The more excited I got – the more fear crept in. I realized that God was going to be doing a lot of refining of my heart and soul. I know that I need it – but to know you are walking into it is beyond daunting. The refiner's fire is wonderful but often VERY hot and can often hurt. I just need to keep my eyes on Jesus and know that He is making me more like Him. I kept thinking – 100 days – you do realize that is like a 1/3 of a year. Oh my…I don't know if I am the girl to do this. Lord – let me grow closer to you in this process. Let your love fill me and may you be the only thing to fill me during this time. Thank you for the precious assignment no matter how hard I fight you on it. It shows me that you want to work with my weaknesses. Funny thing is, I called my missionary friend to share my new assignment and he happened to be working on an assignment. Get this, it was 2 Corinthians 12:9.

9But he said to me, "My grace is sufficient for you, for my power is made perfect in weakness." Therefore I will boast all the more gladly about my weaknesses, so that Christ's power may rest on me.

Wow! How awesome to know that He wants to work through me and with me to show His glory. And no kidding – I am definitely a weak specimen to work through. It is fun to watch his ever changing tapestry weaving without any effort from us.

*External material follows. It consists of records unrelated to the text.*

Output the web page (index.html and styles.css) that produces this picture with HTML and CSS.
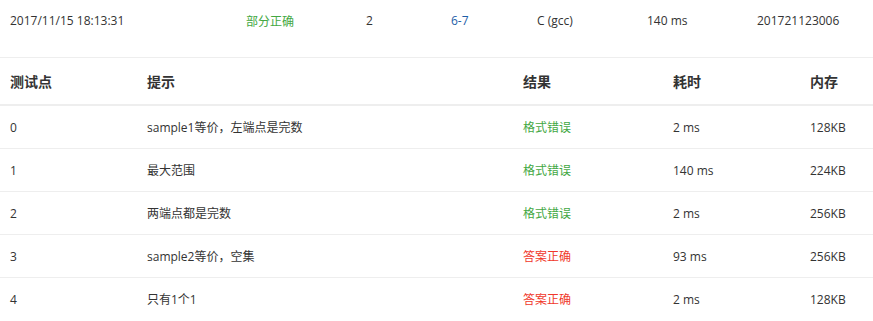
FILE: index.html
```html
<!DOCTYPE html>
<html lang="zh">
<head>
<meta charset="utf-8">
<link rel="stylesheet" href="styles.css">
</head>
<body>
<div class="summary">
  <span>2017/11/15 18:13:31</span>
  <span class="ok-part">部分正确</span>
  <span>2</span>
  <span class="link">6-7</span>
  <span>C (gcc)</span>
  <span>140 ms</span>
  <span>201721123006</span>
</div>
<div class="cases">
  <div class="row head">
    <span>测试点</span><span>提示</span><span>结果</span><span>耗时</span><span>内存</span>
  </div>
  <div class="row">
    <span>0</span><span>sample1等价，左端点是完数</span><span class="pe">格式错误</span><span>2 ms</span><span>128KB</span>
  </div>
  <div class="row">
    <span>1</span><span>最大范围</span><span class="pe">格式错误</span><span>140 ms</span><span>224KB</span>
  </div>
  <div class="row">
    <span>2</span><span>两端点都是完数</span><span class="pe">格式错误</span><span>2 ms</span><span>256KB</span>
  </div>
  <div class="row">
    <span>3</span><span>sample2等价，空集</span><span class="wa">答案正确</span><span>93 ms</span><span>256KB</span>
  </div>
  <div class="row last">
    <span>4</span><span>只有1个1</span><span class="wa">答案正确</span><span>2 ms</span><span>128KB</span>
  </div>
</div>
</body>
</html>
```

FILE: styles.css
```css
html, body {
  margin: 0;
  padding: 0;
  background: #fff;
}
body {
  font-family: "Open Sans", "Noto Sans CJK SC", sans-serif;
  font-size: 12px;
  color: #333;
}
.summary {
  display: grid;
  grid-template-columns: 236px 120px 85px 86px 110px 110px 1fr;
  padding-left: 10px;
  height: 41px;
  align-items: center;
  border-bottom: 1px solid #eeeeee;
  padding-bottom: 16px;
}
.ok-part { color: #43a843; }
.link { color: #1d5ea8; }
.cases { display: flex; flex-direction: column; }
.row {
  display: grid;
  grid-template-columns: 137px 376px 150px 137px 1fr;
  height: 42px;
  align-items: center;
  border-bottom: 1px solid #eeeeee;
}
.row > span { padding-left: 10px; }
.row.head {
  height: 46px;
  font-size: 14px;
  font-weight: bold;
  color: #333;
  border-bottom: 2px solid #eeeeee;
}
.row.last { border-bottom: none; }
.pe { color: #43a843; }
.wa { color: #f0382b; }
```
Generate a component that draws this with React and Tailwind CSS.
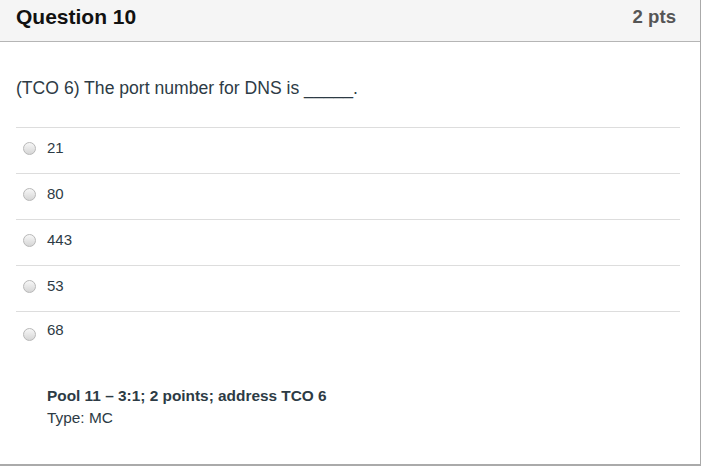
export default function App() {
  const options = ["21", "80", "443", "53"];
  return (
    <div className="w-[701px] h-[467px] bg-white" style={{ fontFamily: '"Liberation Sans", Arial, sans-serif' }}>
      <div className="w-[701px] h-[466px] border-r border-b-2 border-[#aaaaaa] flex flex-col">
        <div className="h-[42px] bg-[#f5f5f5] border-b border-[#b5b5b5] flex items-center justify-between pl-[16px] pr-[24px] pb-[7px]">
          <span className="text-[21px] font-bold text-[#111111]">Question 10</span>
          <span className="text-[18.6px] font-bold text-[#555555]">2 pts</span>
        </div>
        <div className="pl-[16px] pr-[20px] pt-[36px] text-[#2d3b45]">
          <div className="text-[17.6px] leading-[20px] h-[49px]">(TCO 6) The port number for DNS is _____.</div>
          <div>
            {options.map((o) => (
              <div key={o} className="border-t border-[#dddddd] h-[46px] flex items-center pb-[4px]">
                <span className="ml-[7px] w-[13px] h-[13px] rounded-full border border-[#b8b8b8] bg-gradient-to-b from-[#f7f7f7] to-[#d6d6d6]" />
                <span className="ml-[11px] text-[15px]">{o}</span>
              </div>
            ))}
            <div className="border-t border-[#dddddd] h-[59px] flex items-start pt-[10px]">
              <span className="ml-[7px] mt-[6px] w-[13px] h-[13px] rounded-full border border-[#b8b8b8] bg-gradient-to-b from-[#f7f7f7] to-[#d6d6d6]" />
              <span className="ml-[11px] text-[15px] leading-[16px]">68</span>
            </div>
          </div>
          <div className="pl-[31px] pt-[15px] text-[15.4px] leading-[22px]">
            <div className="font-bold">Pool 11 – 3:1; 2 points; address TCO 6</div>
            <div>Type: MC</div>
          </div>
        </div>
      </div>
    </div>
  );
}
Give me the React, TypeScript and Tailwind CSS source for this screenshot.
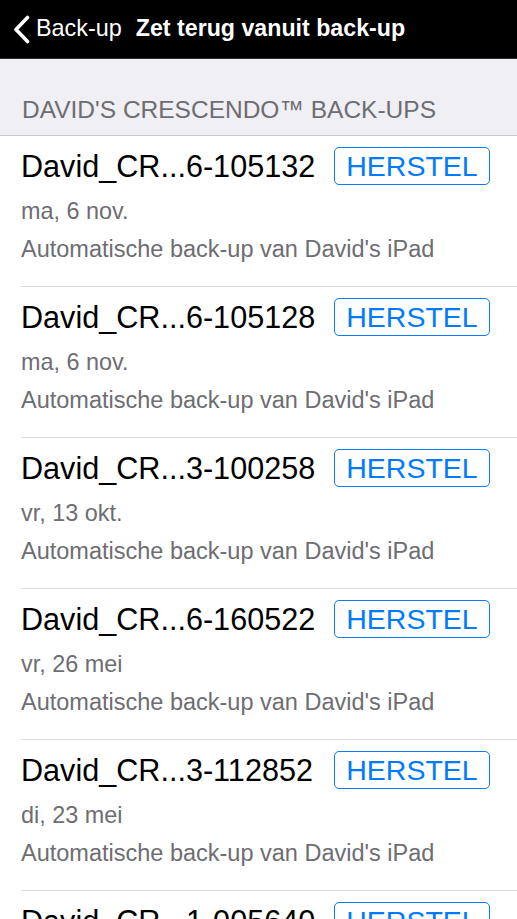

I pray that if you embark on this challenge, you are blessed beyond measure. I hope that my real and frank words are not a hindrance but a way to help you see that every day is a fight to stay on the path. However, life is not a sprint – it is a marathon. There are times when we are going to walk, times when we are going to crawl, times when we need to be carried and times when we fly. As long as we stay on the path and keep moving – He will light our path and bless us beyond measure.